I was in 10th grade when I first started to make hand-lettered signs. Professionally that is; before that I had been your go-to guy for all types of posters and blackboard art in school. But it was in high school that my career, as it was at the time, really took off.




My journalism teacher at that time and her husband helped out at the local Little League baseball field. He may have been a coach though I don’t really recall much other than boxes of sporting equipment in their garage and station wagon. My job however, was hand lettering the many advertising signs that were mounted to the fence surrounding the playing field. 4ft x 8ft plywood signs, mostly painted white, hand lettered with your business name, perhaps a logo, and a phone number and an address. Occasionally we would put two businesses on one board and the text got a bit smaller, but overall it wasn’t a difficult job making four inch letters look legible from the outfield.

That skill helped me quite a bit when I took a job after college in San Diego. Working at Robert Keith Giant Inflatables, I was part of a team of artists who hand painted logos on twenty foot tall vinyl beer bottles and cans. (I wrote about that previously here.)
However most of my graphics career was spent in the screenprinting industry. The billboard posters I printed had a handshake relationship with old-school lettering in that the projected image of text was drawn by hand and then a stencil was cut by hand using an exacto blade. Those paper stencils were used to produce hundreds of identical prints, whether they were yard signs for elections or 30 ft billboards for casinos in my hometown of Reno. The screenprint produced a much cleaner, sharper image of text than my admittedly shaky brushwork ever could.
All of which brings me to our recent visit to Tennessee and the opportunity to enjoy two vastly different exhibit experiences which showcased basically the same material.
The Museum of Appalachia twenty miles north of Knoxville in Norris, TN is a wonderful collection of relocated early American frontier buildings, from one-room log cabins to sheds and barns filled with memorabilia. Several larger new structures are jam-packed with an overwhelming assortment of photographs, personal items, home goods and cottage industry crafts, guitars, banjos, dulcimers and small exhibits devoted to favorite sons such as SGT Alvin C. York (WW1).
Much of the collection appears to be pre-industrial revolution items or shortly thereafter. But what captured my attention wasn’t the time period or the quality of craftsmanship displayed: it was the sheer quantity of materials they had on display! And nearly everything came with a simple hand-lettered caption label. So much stuff! All labeled! Beautiful, shaky, fading-to-grey black ink on sepia colored cardboard labels. Admittedly they were hard to read, but they looked like letters or postcards from a forgotten era.
The next day we toured the Great Smoky Mountains Heritage Center in Townsend TN. A beautiful structure with engaging exhibits, the Center appears to be well funded. The exhibit casework is new and reflects our current design trend of color-coordinated thematic divisions. Essentially a book-on-the-wall exhibit experience, it is clean minimalist design. All the body text and object labels are printed (likely off a digital printer, those having superceded screenprinting technology) and there is a curated sense of purposeful arrangement to the items on display. The overall sense here is one of Story, what do these objects tell us about the past and the people who lived here.
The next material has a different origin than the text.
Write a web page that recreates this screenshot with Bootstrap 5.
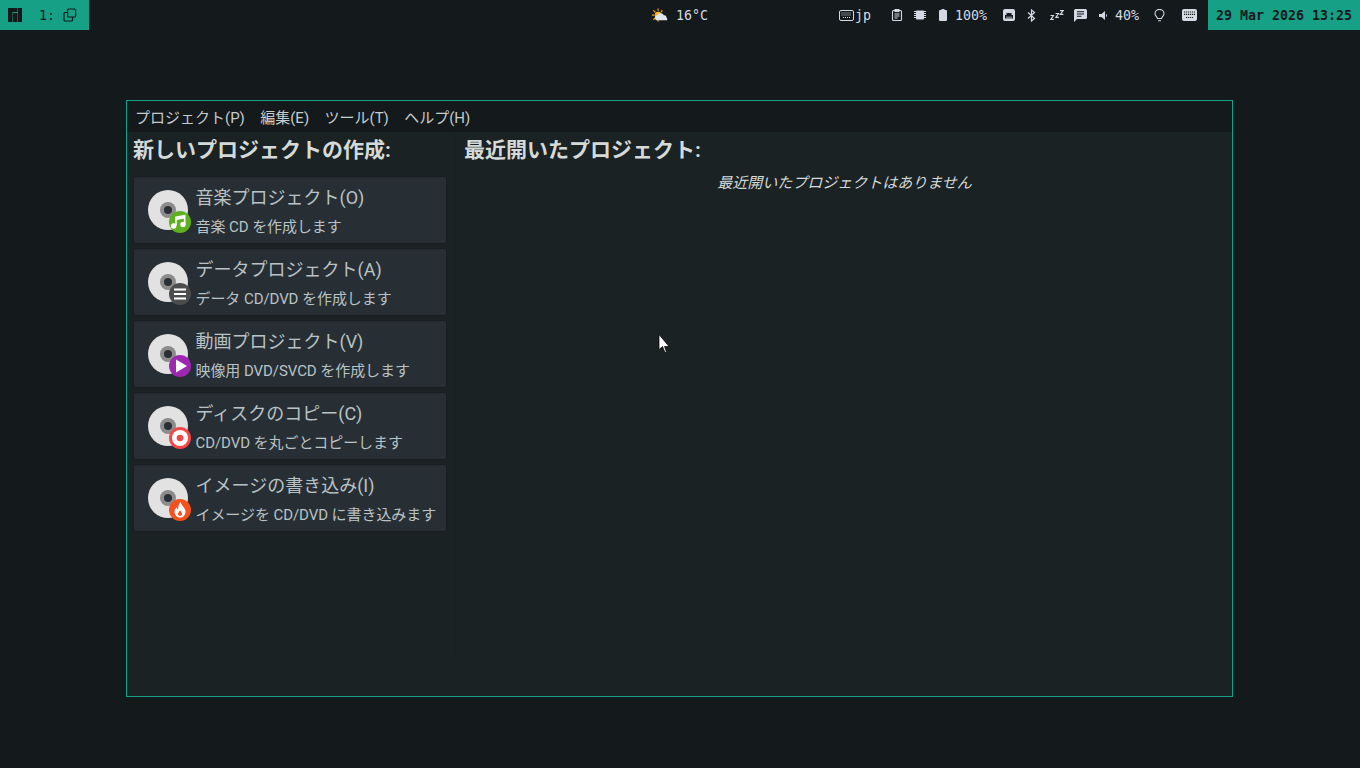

The two locations are only 50 miles apart. They couldn’t be farther apart in their differing approaches to presenting and helping us to understand the past and how we are related to it. For all the years I spent in the museum exhibit design and production industry, I have a built in bias towards the clean uncluttered presentation style of the Great Smokies Visitor Center.
But I have to say, those hand-lettered display signs and labels on all that stuff at the Museum of Appalachia really have me reminiscing. And who doesn’t like the thrill of discovering something tucked away, much like going through an old trunk or your Grandmother’s photo album, only to find pictures of…you?